Fortunately here comes Edie, a brassy ex-con who cares nothing for children, but digs the idea of a job in which she can laze around the house all day like a beer-swilling slug. So through a series of outlandishly moronic contrivances, the parents hire Edie, head overseas, and leave the grating harlot in charge of the two blonde terrors.

So far it sounds precisely like the terrible comedy you'd expect, right? Well, then wait till you get a load of the actual "plot" of The Crazysitter: Edie hatches a plan to "sell" the two kids to the highest bidder, which affords the viewer numerous scenes in which prospective "buyers" are horrified by the kids' behavior, thereby prompting Edie to somehow grow half a heart and...

Ugh, I can't even continue. This thing is so bad it makes the Beethoven sequels look like the Beethoven symphonies.

Wandering through the low-budget dreck you'll find Phil Hartman as a creepy salesman, Lisa Kudrow as a ditzy talk-show host, Bill Schilling as a child-absuing doctor, Steve Landesberg (?!) as a detective, and Nell Carter as a singing jail warden. Were The Crazysitter even remotely amusing (even by accident) we might have a surreal cult classic of the wackiest variety, but no. The humor os forced and desperate, the acting is outright terrible, and the forced sentimentality that dares to poke its head up during the final frames ... shameless.

The DVD

Video: Yet another Corman/Dinsey full-screened and shoddily framed eyesore.

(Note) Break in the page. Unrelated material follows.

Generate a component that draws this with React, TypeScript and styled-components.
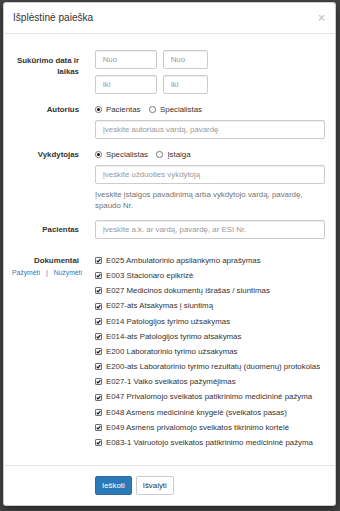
import styled, { createGlobalStyle } from "styled-components";

const GlobalStyle = createGlobalStyle`
    html, body {
        margin: 0;
        padding: 0;
        background: #454545;
    }
    * {
        box-sizing: border-box;
    }
`;

const Backdrop = styled.div`
    min-height: 511px;
    padding: 2px 4px 0 3px;
    background: #454545;
    font-family: "Liberation Sans", Arial, sans-serif;
    font-size: 7.86px;
    color: #333;
`;

const Modal = styled.div`
    width: 333px;
    background: #fff;
    border: 1px solid rgba(0, 0, 0, 0.2);
    border-radius: 3px;
    box-shadow: 0 3px 8px rgba(0, 0, 0, 0.5);
`;

const Header = styled.div`
    display: flex;
    justify-content: space-between;
    align-items: center;
    padding: 8px 9px;
    border-bottom: 1px solid #e5e5e5;
`;

const Title = styled.h4`
    margin: 0;
    font-size: 10.1px;
    line-height: 14.4px;
    font-weight: 500;
    color: #333;
`;

const Close = styled.span`
    font-size: 12px;
    line-height: 12px;
    font-weight: bold;
    color: #000;
    opacity: 0.2;
    margin-right: 1px;
`;

const Body = styled.div`
    padding: 16px 10px 17px 0;
`;

const Form = styled.div`
    display: flex;
    flex-direction: column;
    gap: 9.5px;
`;

const FormRow = styled.div`
    display: grid;
    grid-template-columns: 75px 1fr;
    column-gap: 16px;
`;

const Label = styled.div<{ $pad: number }>`
    display: flex;
    flex-direction: column;
    align-items: flex-end;
    text-align: right;
    font-weight: bold;
    line-height: 11px;
    padding-top: ${(p) => p.$pad}px;
`;

const Links = styled.div`
    display: flex;
    gap: 6px;
    margin-top: 1px;
    margin-right: -3px;
    font-size: 6.8px;
    font-weight: normal;
    color: #337ab7;
`;

const Field = styled.div`
    display: flex;
    flex-direction: column;
    gap: 5.5px;
`;

const DateGrid = styled.div`
    display: grid;
    grid-template-columns: 62px 45px;
    gap: 6px;
`;

const Input = styled.input`
    display: block;
    width: 100%;
    height: 19px;
    padding: 0 6.7px;
    font-family: inherit;
    font-size: 7.86px;
    color: #555;
    background: #fff;
    border: 1px solid #ccc;
    border-radius: 2px;
    box-shadow: inset 0 1px 1px rgba(0, 0, 0, 0.075);
    outline: none;

    &::placeholder {
        color: #999;
    }
`;

const RadioLine = styled.div`
    display: flex;
    align-items: center;
    height: 11px;
    gap: 8.5px;
`;

const Option = styled.label`
    display: flex;
    align-items: center;
    gap: 4.5px;
    line-height: 11px;
`;

const RadioMark = styled.span<{ $on?: boolean }>`
    position: relative;
    width: 6.5px;
    height: 6.5px;
    border: 1px solid #777;
    border-radius: 50%;
    background: #fff;

    &::after {
        content: "";
        display: ${(p) => (p.$on ? "block" : "none")};
        position: absolute;
        left: 0.75px;
        top: 0.75px;
        width: 3px;
        height: 3px;
        border-radius: 50%;
        background: #111;
    }
`;

const Help = styled.div`
    color: #737373;
    line-height: 11px;
    margin-top: -1px;
`;

const CheckList = styled.div`
    display: flex;
    flex-direction: column;
    margin-top: 2px;
`;

const CheckRow = styled.label`
    display: flex;
    align-items: center;
    gap: 4px;
    padding-top: 4px;
    line-height: 11.17px;
    white-space: nowrap;
`;

const CheckMark = styled.span`
    display: flex;
    align-items: center;
    justify-content: center;
    width: 7px;
    height: 7px;
    border: 1px solid #6f6f6f;
    border-radius: 1px;
    background: linear-gradient(#fdfdfd, #e6e6e6);
`;

const Footer = styled.div`
    display: grid;
    grid-template-columns: 75px 1fr;
    column-gap: 16px;
    padding: 10px 0;
    border-top: 1px solid #e5e5e5;
`;

const Buttons = styled.div`
    display: flex;
    gap: 4px;
`;

const Button = styled.button<{ $primary?: boolean }>`
    height: 19px;
    padding: 0 6px;
    font-family: inherit;
    font-size: 7.86px;
    border-radius: 2px;
    border: 1px solid ${(p) => (p.$primary ? "#2e6da4" : "#ccc")};
    background: ${(p) => (p.$primary ? "#2a7ab8" : "#fff")};
    color: ${(p) => (p.$primary ? "#fff" : "#333")};
`;

const documents = [
    "E025 Ambulatorinio apsilankymo aprašymas",
    "E003 Stacionaro epikrizė",
    "E027 Medicinos dokumentų išrašas / siuntimas",
    "E027-ats Atsakymas į siuntimą",
    "E014 Patologijos tyrimo užsakymas",
    "E014-ats Patologijos tyrimo atsakymas",
    "E200 Laboratorinio tyrimo užsakymas",
    "E200-ats Laboratorinio tyrimo rezultatų (duomenų) protokolas",
    "E027-1 Vaiko sveikatos pažymėjimas",
    "E047 Privalomojo sveikatos patikrinimo medicininė pažyma",
    "E048 Asmens medicininė knygelė (sveikatos pasas)",
    "E049 Asmens privalomojo sveikatos tikrinimo kortelė",
    "E083-1 Vairuotojo sveikatos patikrinimo medicininė pažyma",
];

function Check() {
    return (
        <CheckMark>
            <svg width="5" height="5" viewBox="0 0 10 10">
                <path d="M1.5 5.2 L4 7.8 L8.8 2.2" fill="none" stroke="#111" strokeWidth="2.2" />
            </svg>
        </CheckMark>
    );
}

export default function App() {
    return (
        <Backdrop>
            <GlobalStyle />
            <Modal>
                <Header>
                    <Title>Išplėstinė paieška</Title>
                    <Close>×</Close>
                </Header>
                <Body>
                    <Form>
                        <FormRow>
                            <Label $pad={5}>Sukūrimo data ir laikas</Label>
                            <DateGrid>
                                <Input placeholder="Nuo" />
                                <Input placeholder="Nuo" />
                                <Input placeholder="Iki" />
                                <Input placeholder="Iki" />
                            </DateGrid>
                        </FormRow>
                        <FormRow>
                            <Label $pad={0}>Autorius</Label>
                            <Field>
                                <RadioLine>
                                    <Option><RadioMark $on />Pacientas</Option>
                                    <Option><RadioMark />Specialistas</Option>
                                </RadioLine>
                                <Input placeholder="Įveskite autoriaus vardą, pavardę" />
                            </Field>
                        </FormRow>
                        <FormRow>
                            <Label $pad={0}>Vykdytojas</Label>
                            <Field>
                                <RadioLine>
                                    <Option><RadioMark $on />Specialistas</Option>
                                    <Option><RadioMark />Įstaiga</Option>
                                </RadioLine>
                                <Input placeholder="Įveskite užduoties vykdytoją" />
                                <Help>Įveskite įstaigos pavadinimą arba vykdytojo vardą, pavardę, spaudo Nr.</Help>
                            </Field>
                        </FormRow>
                        <FormRow>
                            <Label $pad={4}>Pacientas</Label>
                            <Input placeholder="Įveskite a.k. ar vardą, pavardę, ar ESI Nr." />
                        </FormRow>
                        <FormRow>
                            <Label $pad={6}>
                                Dokumentai
                                <Links>
                                    <span>Pažymėti</span>
                                    <span>|</span>
                                    <span>Nužymėti</span>
                                </Links>
                            </Label>
                            <CheckList>
                                {documents.map((doc) => (
                                    <CheckRow key={doc}>
                                        <Check />
                                        {doc}
                                    </CheckRow>
                                ))}
                            </CheckList>
                        </FormRow>
                    </Form>
                </Body>
                <Footer>
                    <span />
                    <Buttons>
                        <Button $primary>Ieškoti</Button>
                        <Button>Išvalyti</Button>
                    </Buttons>
                </Footer>
            </Modal>
        </Backdrop>
    );
}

Audio: Dolby Digital 2.0 Stereo. Much of the flick sounds like it was recorded via answering machine.

Extras

A few cast & crew biographies and some trailers for The Crazysitter, No Dessert Dad, Invisible Mom, and The Kid with X-Ray Eyes.

Final Thoughts

Long before he was a MADtv favorite, Michael McDonald churned out some questionable fare for the Corman Machine. McDonald's Welcome to Planet Earth is a surprisingly funny little oddball flick; The Crazysitter is eleven kinds of cinematic torture rolled up into one 90-minute migraine.